A fine artistic performance is like pure magic that lifts us up. Art heals the soul and makes us more human. Diana Durán, known as “The Flying Soprano,” is photographed by Eduard Serra on the main stage of the National Theater.
Like art itself, aerial dance is dizzying and mesmerizing. Pure energy, both ephemeral and immortal. Irene Chamorro photographs Andrea Álvarez, a member of the Gramo Danse dance company.
Panamanian playwrights Arturo Wong Sagel, Manuel Paz Batista, Isabel Burgos, and Javier Romero Hernández (awarded the Ricardo Miró National Prize for Literature in Theater in 2016, 2017, 2018, and 2019, respectively) are photographed by David Sauceda in the basement of the theater.
As a dance style, jazz is indisputably synonymous with musical theater. Choreographer, dancer, teacher, and mentor of countless dance talents, Ana Melissa Pino de La Guardia is photographed by Fernando Bocanegra as she steps into the theater stalls.
The Diablicos Sucios (Dirty Devils) from Culturas y Tradiciones Son de Panamá are photographed by Grey Díaz as they come down the backstage stairs, where the artists prepare to go on stage and enchant their audiences.
Circus performers defy heights and challenge the capabilities of the human body to entertain their audiences. Gerardo Pesantez catches the contemporary circus artists of La Tribu Performance four floors above the stage as they take to the rigging.
The royal box is historically reserved for royalty. Here, José Cho photographs the Congo Queen, Eneida Reyes, and members of her Palenque de San Sebastián from Pueblo Nuevo in Cativá, Colón province.
Music has always had a special relationship with the National Theater. The building comes alive when the notes of musical instruments flood the theater. Cellist Karina Núñez and violinist Melanie Taylor are photographed by Janin Gastón.

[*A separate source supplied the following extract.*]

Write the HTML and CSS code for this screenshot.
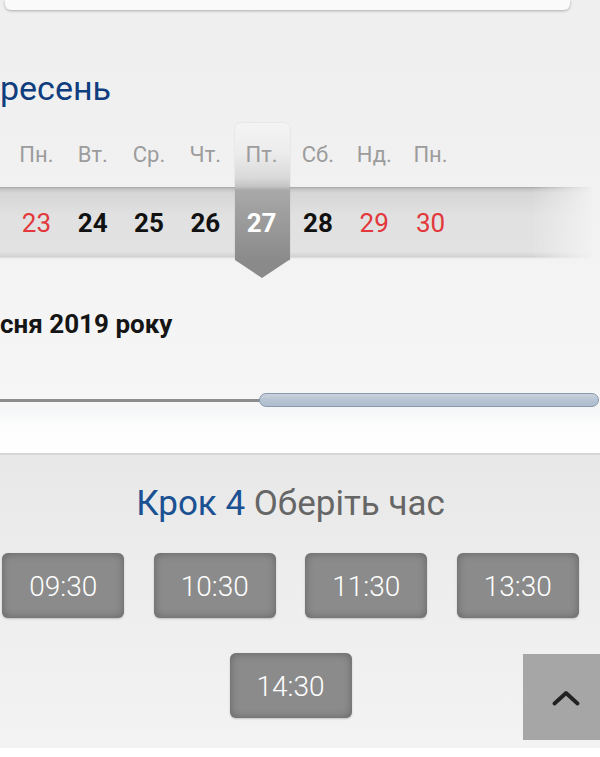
FILE: index.html
```html
<!DOCTYPE html>
<html lang="uk">
<head>
<meta charset="utf-8">
<title>Запис</title>
<link rel="stylesheet" href="styles.css">
</head>
<body>
<div class="top">
  <div class="card"></div>
  <div class="cal">
    <h2 class="month">ресень</h2>
    <div class="days">
      <span class="cell">Пн.</span>
      <span class="cell">Вт.</span>
      <span class="cell">Ср.</span>
      <span class="cell">Чт.</span>
      <span class="cell">Пт.</span>
      <span class="cell">Сб.</span>
      <span class="cell">Нд.</span>
      <span class="cell">Пн.</span>
    </div>
    <div class="strip">
      <span class="cell num red">23</span>
      <span class="cell num">24</span>
      <span class="cell num">25</span>
      <span class="cell num">26</span>
      <span class="cell num active">27</span>
      <span class="cell num">28</span>
      <span class="cell num red">29</span>
      <span class="cell num red">30</span>
    </div>
    <div class="sel"></div>
    <p class="date">сня 2019 року</p>
    <div class="slider">
      <div class="track"></div>
      <div class="thumb"></div>
    </div>
  </div>
  <div class="gap"></div>
</div>
<section class="step">
  <h3 class="step-title"><span class="step-num">Крок 4</span> Оберіть час</h3>
  <div class="times">
    <button class="time">09:30</button>
    <button class="time">10:30</button>
    <button class="time">11:30</button>
    <button class="time">13:30</button>
    <button class="time">14:30</button>
  </div>
</section>
<div class="bottom"></div>
<button class="totop" aria-label="Вгору">
  <svg width="28" height="16" viewBox="0 0 28 16"><path d="M2.5 13.5 L14 3 L25.5 13.5" fill="none" stroke="#222" stroke-width="3.8" stroke-linecap="round" stroke-linejoin="round"/></svg>
</button>
</body>
</html>
```

FILE: styles.css
```css
html { background: #fff; }
body {
  margin: 0;
  width: 600px;
  height: 757px;
  overflow: hidden;
  position: relative;
  font-family: Roboto, "Noto Sans", "Liberation Sans", sans-serif;
}
.top {
  background: linear-gradient(to bottom, #efefef 0, #f0f0f0 120px, #f4f4f4 300px, #f6f6f6 400px);
}
.card {
  margin-left: 5px;
  width: 565px;
  height: 10px;
  background: #fafafa;
  border-radius: 0 0 6px 6px;
  box-shadow: 0 1px 3px rgba(0,0,0,0.28);
}
.cal {
  position: relative;
  padding-top: 58px;
  padding-bottom: 5px;
}
.month {
  margin: 0;
  font-size: 34px;
  line-height: 40px;
  font-weight: 400;
  color: #0f3d7e;
}
.days, .strip {
  display: flex;
  padding-left: 8.3px;
}
.cell {
  width: 56.3px;
  flex: none;
  text-align: center;
  position: relative;
  z-index: 2;
}
.days {
  margin-top: 32px;
  height: 30px;
  line-height: 30px;
  font-size: 22px;
  color: #9c9c9c;
}
.strip {
  position: relative;
  margin-top: 17px;
  height: 72px;
  line-height: 72px;
  font-size: 26px;
}
.strip::before {
  content: "";
  position: absolute;
  left: 0;
  top: 0;
  right: 0;
  bottom: 0;
  z-index: 0;
  background: linear-gradient(to bottom, #a6a6a6 0, #c4c4c4 2px, #d6d6d6 6px, #e1e1e1 40%, #e2e2e2 90%, #d2d2d2 97%, #f6f6f6 100%);
  -webkit-mask-image: linear-gradient(to right, #000 0, #000 532px, transparent 594px);
  mask-image: linear-gradient(to right, #000 0, #000 532px, transparent 594px);
}
.num { font-weight: 700; color: #111; }
.num.red { font-weight: 400; color: #e2373b; }
.num.active { color: #fff; }
.sel {
  position: absolute;
  left: 235px;
  top: 113px;
  width: 55px;
  height: 137px;
  border-radius: 6px 6px 0 0;
  z-index: 1;
  background: linear-gradient(to bottom, #f4f4f4 0%, #ececec 22%, #d9d9d9 40%, #c6c6c6 46%, #a9a9a9 49%, #9c9c9c 70%, #8b8b8b 100%);
  box-shadow: 0 0 2px rgba(0,0,0,0.12);
}
.sel::after {
  content: "";
  position: absolute;
  left: 0;
  top: 137px;
  border-left: 27.5px solid transparent;
  border-right: 27.5px solid transparent;
  border-top: 18px solid #8a8a8a;
}
.date {
  margin: 50px 0 0;
  font-size: 26px;
  line-height: 30px;
  font-weight: 700;
  color: #151515;
}
.slider {
  margin-top: 54px;
  height: 14px;
  display: flex;
  align-items: center;
}
.track {
  width: 262px;
  height: 3px;
  background: #8c8c8c;
  flex: none;
}
.thumb {
  margin-left: -3px;
  width: 340px;
  height: 14px;
  box-sizing: border-box;
  border: 1.5px solid #8898ae;
  border-radius: 7px;
  background: linear-gradient(to bottom, #c9d3de 0, #b7c4d3 50%, #aebccd 100%);
  flex: none;
}
.gap {
  height: 41px;
  background: linear-gradient(to bottom, #f4f6f8 0, #fdfdfd 12px, #fff 100%);
  border-bottom: 2px solid #d6d6d6;
}
.step {
  background: linear-gradient(to bottom, #e8e8e8 0, #eeeeee 150px, #f3f3f3 100%);
  padding: 27px 0 30px;
  width: 600px;
}
.step-title {
  width: 581px;
  margin: 0;
  text-align: center;
  font-size: 35px;
  line-height: 44px;
  font-weight: 400;
  color: #666;
}
.step-num { color: #1a5192; }
.times {
  width: 581px;
  margin-top: 27px;
  display: flex;
  flex-wrap: wrap;
  justify-content: center;
  gap: 35px 29.5px;
}
.time {
  width: 122px;
  height: 65px;
  padding: 2px 0 0;
  border: none;
  border-radius: 6px;
  background: #8b8b8b;
  box-shadow: inset 0 0 8px rgba(0,0,0,0.3), 0 1px 2px rgba(0,0,0,0.2);
  color: #fff;
  font-family: Roboto, "Noto Sans", "Liberation Sans", sans-serif;
  font-size: 28px;
  font-weight: 300;
}
.bottom {
  height: 9px;
  background: #fff;
}
.totop {
  position: absolute;
  right: 0;
  top: 654px;
  width: 77px;
  height: 86px;
  border: none;
  padding: 0;
  background: #a6a6a6;
  display: flex;
  align-items: center;
  justify-content: center;
}
.totop svg { margin-left: 9px; margin-top: 2px; }
```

Oral storytelling has traditionally been used by our people to pass our history from one generation to another. Agustín Goncalves, in collaboration with the Dule Art Festival, captures three generations in a family portrait taken in the foyer of the National Theater.
Choreographers, dancers, and teachers, Michelle González, Odette Cortez, Ángel Jiménez, and José Sosa Roner are part of the next generation carrying on the nation’s diverse folkloric traditions. Rafael Chong captures a moment of camaraderie in the dressing room before the start of the show.
Three of the main characters in William Shakespeare’s “A Midsummer Night’s Dream” come to life in front of the lens in this digital composition by Javier Alejandro Solís. Titania (Juliette Roy), Oberón (Gabriel Pérez Matteo), and Puck (Monalisa Arias) take things into their own hands and decide to make some changes in the room.